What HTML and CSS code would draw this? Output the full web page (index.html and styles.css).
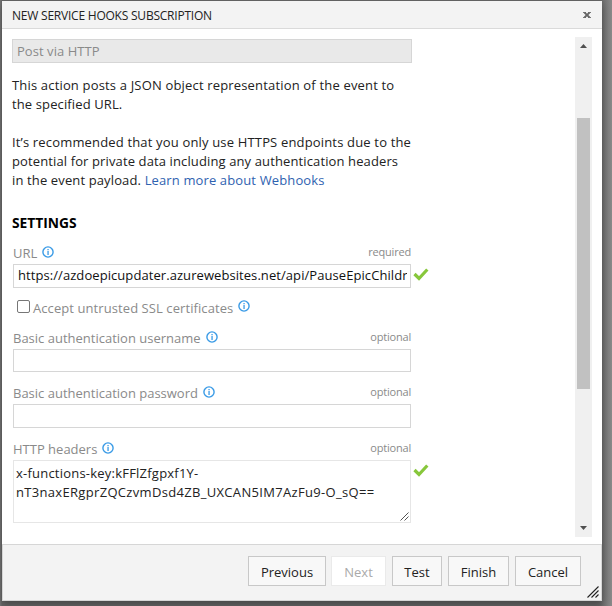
FILE: index.html
```html
<!DOCTYPE html>
<html lang="en">
<head>
<meta charset="utf-8">
<title>New Service Hooks Subscription</title>
<link rel="stylesheet" href="styles.css">
</head>
<body>
<svg class="symbols" width="0" height="0">
  <symbol id="info" viewBox="0 0 12 12"><circle cx="6" cy="6" r="5.1" fill="none" stroke="#3a9be6" stroke-width="1.4"/><path d="M5.4 3h1.3v1.2H5.4zM5.4 5h1.3V9H5.4z" fill="#3a9be6"/></symbol>
  <symbol id="check" viewBox="0 0 16 14"><path d="M1.5 6L6 10.5L14.3 1.5" fill="none" stroke="#87c73b" stroke-width="3.2"/></symbol>
</svg>
<div class="dialog">
  <header class="titlebar">
    <span class="title">NEW SERVICE HOOKS SUBSCRIPTION</span>
    <svg class="close" width="8" height="6" viewBox="0 0 8 6"><path d="M0 .5h3M5 .5h3M0 5.5h3M5 5.5h3" fill="none" stroke="#777"/><path d="M1.5 .5l5 5M6.5 .5l-5 5" fill="none" stroke="#666" stroke-width="1.8"/></svg>
  </header>
  <main class="body">
    <div class="content">
      <div class="action">Post via HTTP</div>
      <p class="intro"><span class="l1">This action posts a JSON object representation of the event to</span><br><span class="l2">the specified URL.</span></p>
      <p class="advice"><span class="l3">It’s recommended that you only use HTTPS endpoints due to the</span><br><span class="l4">potential for private data including any authentication headers</span><br><span class="l5">in the event payload. <a>Learn more about Webhooks</a></span></p>
      <h2>SETTINGS</h2>
      <div class="field url">
        <div class="label"><span class="name">URL</span><svg class="info"><use href="#info"/></svg><small>required</small></div>
        <div class="input"><span class="value">https://azdoepicupdater.azurewebsites.net/api/PauseEpicChildren</span></div>
        <svg class="check"><use href="#check"/></svg>
      </div>
      <div class="option"><i class="checkbox"></i><span class="name ssl">Accept untrusted SSL certificates</span><svg class="info"><use href="#info"/></svg></div>
      <div class="field user">
        <div class="label"><span class="name">Basic authentication username</span><svg class="info"><use href="#info"/></svg><small>optional</small></div>
        <div class="input"></div>
      </div>
      <div class="field pass">
        <div class="label"><span class="name">Basic authentication password</span><svg class="info"><use href="#info"/></svg><small>optional</small></div>
        <div class="input"></div>
      </div>
      <div class="field headers">
        <div class="label"><span class="name">HTTP headers</span><svg class="info"><use href="#info"/></svg><small>optional</small></div>
        <div class="textarea"><span class="h1">x-functions-key:kFFlZfgpxf1Y-</span><br><span class="h2">nT3naxERgprZQCzvmDsd4ZB_UXCAN5IM7AzFu9-O_sQ==</span>
          <svg class="grip" width="9" height="9" viewBox="0 0 9 9"><path d="M.5 8.5l8-8M4.5 8.5l4-4" fill="none" stroke="#555" stroke-width="1"/></svg>
        </div>
        <svg class="check"><use href="#check"/></svg>
      </div>
    </div>
    <div class="scrollbar">
      <svg width="7" height="4" viewBox="0 0 7 4"><path d="M0 4L3.5 0L7 4z" fill="#505050"/></svg>
      <div class="thumb"></div>
      <svg width="7" height="4" viewBox="0 0 7 4"><path d="M0 0L3.5 4L7 0z" fill="#505050"/></svg>
    </div>
  </main>
  <footer class="actions">
    <button class="b-prev"><span>Previous</span></button>
    <button class="b-next" disabled><span>Next</span></button>
    <button class="b-test"><span>Test</span></button>
    <button class="b-finish"><span>Finish</span></button>
    <button class="b-cancel"><span>Cancel</span></button>
    <svg class="resize" width="12" height="12" viewBox="0 0 12 12"><path d="M.5 11.5l11-11M4.5 11.5l7-7M8.5 11.5l3-3" fill="none" stroke="#222" stroke-width="1.1"/></svg>
  </footer>
</div>
</body>
</html>
```

FILE: styles.css
```css
* { box-sizing: border-box; }
body {
  margin: 0;
  height: 606px;
  padding: 1px 10px 5px 2px;
  overflow: hidden;
  background: linear-gradient(90deg, #777 0, #666 2px, #666 600px, #8a8a8a 612px);
  font: 13px/19px "Open Sans", "Noto Sans", sans-serif;
  color: #222;
}
.symbols { position: absolute; }
.dialog {
  display: flex;
  flex-direction: column;
  height: 600px;
  background: #fff;
  box-shadow: 0 4px 8px rgba(0, 0, 0, .3);
}
.titlebar {
  display: flex;
  align-items: center;
  justify-content: space-between;
  height: 28px;
  padding: 0 11px 0 10px;
  background: #f3f3f3;
  border-bottom: 1px solid #dadada;
}
.title { margin-top: 1px; font-size: 12px; letter-spacing: -.22px; white-space: nowrap; }
.close { margin-top: 1px; }
.body {
  display: flex;
  justify-content: space-between;
  height: 515px;
  padding: 8px 10px 7px 10px;
}
.content { width: 400px; padding-top: 2px; white-space: nowrap; }
.action {
  height: 24px;
  padding: 2px 4px;
  border: 1px solid #d6d6d6;
  background: #e9e9e9;
  color: #8a8a8a;
  letter-spacing: .05px;
}
p { margin: 0; }
.intro { margin-top: 13px; }
.advice { margin-top: 19px; }
.l1 { letter-spacing: .17px; }
.l2, .l4 { letter-spacing: .12px; }
.l3 { letter-spacing: .165px; }
.l5 { letter-spacing: .13px; }
a { color: #2f62b0; }
h2 { margin: 23px 0 0; font-size: 13.8px; line-height: 20px; font-weight: 700; color: #000; }
.field { position: relative; margin: 0 1px; }
.label { display: flex; align-items: center; height: 22px; color: #8a8a8a; }
.info { width: 12px; height: 12px; margin: -3px 0 0 5px; flex: none; }
.label small { margin: -4px 0 0 auto; font-size: 11px; letter-spacing: -.2px; }
.input { height: 24px; border: 1px solid #d6d6d6; padding: 1px 4px; overflow: hidden; }
.value { display: block; overflow: hidden; width: 389px; color: #111; letter-spacing: .07px; }
.check { position: absolute; width: 16px; height: 14px; left: 400px; top: 26px; }
.url { margin-top: 9px; }
.option { display: flex; align-items: center; height: 19px; margin-top: 10px; padding-left: 5px; color: #8a8a8a; }
.ssl { margin-top: 1px; letter-spacing: .08px; }
.checkbox { width: 13px; height: 13px; border: 1px solid #767676; border-radius: 2px; margin: -2px 3px 0 0; }
.user { margin-top: 10px; }
.user .input { height: 23px; }
.pass { margin-top: 10px; }
.headers { margin-top: 10px; }
.textarea { position: relative; height: 63px; padding: 3px 2px; border: 1px solid #e6e6e6; color: #222; }
.h1 { letter-spacing: .22px; }
.h2 { letter-spacing: .32px; }
.grip { position: absolute; right: 1px; bottom: 1px; }
.scrollbar {
  display: flex;
  flex-direction: column;
  align-items: center;
  width: 17px;
  height: 500px;
  padding: 7px 0;
  background: #f0f0f0;
}
.thumb { width: 13px; height: 271px; margin: 70px 0 auto; background: #c1c1c1; }
.actions {
  position: relative;
  display: flex;
  height: 57px;
  padding: 11px 0 0 245px;
  background: #f3f3f3;
  border: 1px solid #d6d6d6;
}
button {
  height: 30px;
  padding: 2px 0 0;
  border: 1px solid #c8c8c8;
  background: #f8f8f8;
  font: 13px/19px "Open Sans", "Noto Sans", sans-serif;
  color: #222;
  white-space: nowrap;
}
button:disabled { border-color: #eaeaea; background: #fff; color: #aaa; }
.b-prev { width: 78px; margin-right: 5px; }
.b-next { width: 55px; margin-right: 6px; }
.b-test { width: 50px; margin-right: 6px; }
.b-finish { width: 61px; margin-right: 6px; }
.b-cancel { width: 66px; }
.resize { position: absolute; right: 2px; bottom: 2px; }
```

━━━━━━━━━━━━━━━━━━━━

**STATED PROBLEM:** Every line of the data above should be quoted exactly. Omit the pictures.

**FULL RESPONSE:**
What HTML and CSS code would draw this? Output the full web page (index.html and styles.css).
FILE: index.html
```html
<!DOCTYPE html>
<html lang="en">
<head>
<meta charset="utf-8">
<title>New Service Hooks Subscription</title>
<link rel="stylesheet" href="styles.css">
</head>
<body>
<svg class="symbols" width="0" height="0">
  <symbol id="info" viewBox="0 0 12 12"><circle cx="6" cy="6" r="5.1" fill="none" stroke="#3a9be6" stroke-width="1.4"/><path d="M5.4 3h1.3v1.2H5.4zM5.4 5h1.3V9H5.4z" fill="#3a9be6"/></symbol>
  <symbol id="check" viewBox="0 0 16 14"><path d="M1.5 6L6 10.5L14.3 1.5" fill="none" stroke="#87c73b" stroke-width="3.2"/></symbol>
</svg>
<div class="dialog">
  <header class="titlebar">
    <span class="title">NEW SERVICE HOOKS SUBSCRIPTION</span>
    <svg class="close" width="8" height="6" viewBox="0 0 8 6"><path d="M0 .5h3M5 .5h3M0 5.5h3M5 5.5h3" fill="none" stroke="#777"/><path d="M1.5 .5l5 5M6.5 .5l-5 5" fill="none" stroke="#666" stroke-width="1.8"/></svg>
  </header>
  <main class="body">
    <div class="content">
      <div class="action">Post via HTTP</div>
      <p class="intro"><span class="l1">This action posts a JSON object representation of the event to</span><br><span class="l2">the specified URL.</span></p>
      <p class="advice"><span class="l3">It’s recommended that you only use HTTPS endpoints due to the</span><br><span class="l4">potential for private data including any authentication headers</span><br><span class="l5">in the event payload. <a>Learn more about Webhooks</a></span></p>
      <h2>SETTINGS</h2>
      <div class="field url">
        <div class="label"><span class="name">URL</span><svg class="info"><use href="#info"/></svg><small>required</small></div>
        <div class="input"><span class="value">https://azdoepicupdater.azurewebsites.net/api/PauseEpicChildren</span></div>
        <svg class="check"><use href="#check"/></svg>
      </div>
      <div class="option"><i class="checkbox"></i><span class="name ssl">Accept untrusted SSL certificates</span><svg class="info"><use href="#info"/></svg></div>
      <div class="field user">
        <div class="label"><span class="name">Basic authentication username</span><svg class="info"><use href="#info"/></svg><small>optional</small></div>
        <div class="input"></div>
      </div>
      <div class="field pass">
        <div class="label"><span class="name">Basic authentication password</span><svg class="info"><use href="#info"/></svg><small>optional</small></div>
        <div class="input"></div>
      </div>
      <div class="field headers">
        <div class="label"><span class="name">HTTP headers</span><svg class="info"><use href="#info"/></svg><small>optional</small></div>
        <div class="textarea"><span class="h1">x-functions-key:kFFlZfgpxf1Y-</span><br><span class="h2">nT3naxERgprZQCzvmDsd4ZB_UXCAN5IM7AzFu9-O_sQ==</span>
          <svg class="grip" width="9" height="9" viewBox="0 0 9 9"><path d="M.5 8.5l8-8M4.5 8.5l4-4" fill="none" stroke="#555" stroke-width="1"/></svg>
        </div>
        <svg class="check"><use href="#check"/></svg>
      </div>
    </div>
    <div class="scrollbar">
      <svg width="7" height="4" viewBox="0 0 7 4"><path d="M0 4L3.5 0L7 4z" fill="#505050"/></svg>
      <div class="thumb"></div>
      <svg width="7" height="4" viewBox="0 0 7 4"><path d="M0 0L3.5 4L7 0z" fill="#505050"/></svg>
    </div>
  </main>
  <footer class="actions">
    <button class="b-prev"><span>Previous</span></button>
    <button class="b-next" disabled><span>Next</span></button>
    <button class="b-test"><span>Test</span></button>
    <button class="b-finish"><span>Finish</span></button>
    <button class="b-cancel"><span>Cancel</span></button>
    <svg class="resize" width="12" height="12" viewBox="0 0 12 12"><path d="M.5 11.5l11-11M4.5 11.5l7-7M8.5 11.5l3-3" fill="none" stroke="#222" stroke-width="1.1"/></svg>
  </footer>
</div>
</body>
</html>
```

FILE: styles.css
```css
* { box-sizing: border-box; }
body {
  margin: 0;
  height: 606px;
  padding: 1px 10px 5px 2px;
  overflow: hidden;
  background: linear-gradient(90deg, #777 0, #666 2px, #666 600px, #8a8a8a 612px);
  font: 13px/19px "Open Sans", "Noto Sans", sans-serif;
  color: #222;
}
.symbols { position: absolute; }
.dialog {
  display: flex;
  flex-direction: column;
  height: 600px;
  background: #fff;
  box-shadow: 0 4px 8px rgba(0, 0, 0, .3);
}
.titlebar {
  display: flex;
  align-items: center;
  justify-content: space-between;
  height: 28px;
  padding: 0 11px 0 10px;
  background: #f3f3f3;
  border-bottom: 1px solid #dadada;
}
.title { margin-top: 1px; font-size: 12px; letter-spacing: -.22px; white-space: nowrap; }
.close { margin-top: 1px; }
.body {
  display: flex;
  justify-content: space-between;
  height: 515px;
  padding: 8px 10px 7px 10px;
}
.content { width: 400px; padding-top: 2px; white-space: nowrap; }
.action {
  height: 24px;
  padding: 2px 4px;
  border: 1px solid #d6d6d6;
  background: #e9e9e9;
  color: #8a8a8a;
  letter-spacing: .05px;
}
p { margin: 0; }
.intro { margin-top: 13px; }
.advice { margin-top: 19px; }
.l1 { letter-spacing: .17px; }
.l2, .l4 { letter-spacing: .12px; }
.l3 { letter-spacing: .165px; }
.l5 { letter-spacing: .13px; }
a { color: #2f62b0; }
h2 { margin: 23px 0 0; font-size: 13.8px; line-height: 20px; font-weight: 700; color: #000; }
.field { position: relative; margin: 0 1px; }
.label { display: flex; align-items: center; height: 22px; color: #8a8a8a; }
.info { width: 12px; height: 12px; margin: -3px 0 0 5px; flex: none; }
.label small { margin: -4px 0 0 auto; font-size: 11px; letter-spacing: -.2px; }
.input { height: 24px; border: 1px solid #d6d6d6; padding: 1px 4px; overflow: hidden; }
.value { display: block; overflow: hidden; width: 389px; color: #111; letter-spacing: .07px; }
.check { position: absolute; width: 16px; height: 14px; left: 400px; top: 26px; }
.url { margin-top: 9px; }
.option { display: flex; align-items: center; height: 19px; margin-top: 10px; padding-left: 5px; color: #8a8a8a; }
.ssl { margin-top: 1px; letter-spacing: .08px; }
.checkbox { width: 13px; height: 13px; border: 1px solid #767676; border-radius: 2px; margin: -2px 3px 0 0; }
.user { margin-top: 10px; }
.user .input { height: 23px; }
.pass { margin-top: 10px; }
.headers { margin-top: 10px; }
.textarea { position: relative; height: 63px; padding: 3px 2px; border: 1px solid #e6e6e6; color: #222; }
.h1 { letter-spacing: .22px; }
.h2 { letter-spacing: .32px; }
.grip { position: absolute; right: 1px; bottom: 1px; }
.scrollbar {
  display: flex;
  flex-direction: column;
  align-items: center;
  width: 17px;
  height: 500px;
  padding: 7px 0;
  background: #f0f0f0;
}
.thumb { width: 13px; height: 271px; margin: 70px 0 auto; background: #c1c1c1; }
.actions {
  position: relative;
  display: flex;
  height: 57px;
  padding: 11px 0 0 245px;
  background: #f3f3f3;
  border: 1px solid #d6d6d6;
}
button {
  height: 30px;
  padding: 2px 0 0;
  border: 1px solid #c8c8c8;
  background: #f8f8f8;
  font: 13px/19px "Open Sans", "Noto Sans", sans-serif;
  color: #222;
  white-space: nowrap;
}
button:disabled { border-color: #eaeaea; background: #fff; color: #aaa; }
.b-prev { width: 78px; margin-right: 5px; }
.b-next { width: 55px; margin-right: 6px; }
.b-test { width: 50px; margin-right: 6px; }
.b-finish { width: 61px; margin-right: 6px; }
.b-cancel { width: 66px; }
.resize { position: absolute; right: 2px; bottom: 2px; }
```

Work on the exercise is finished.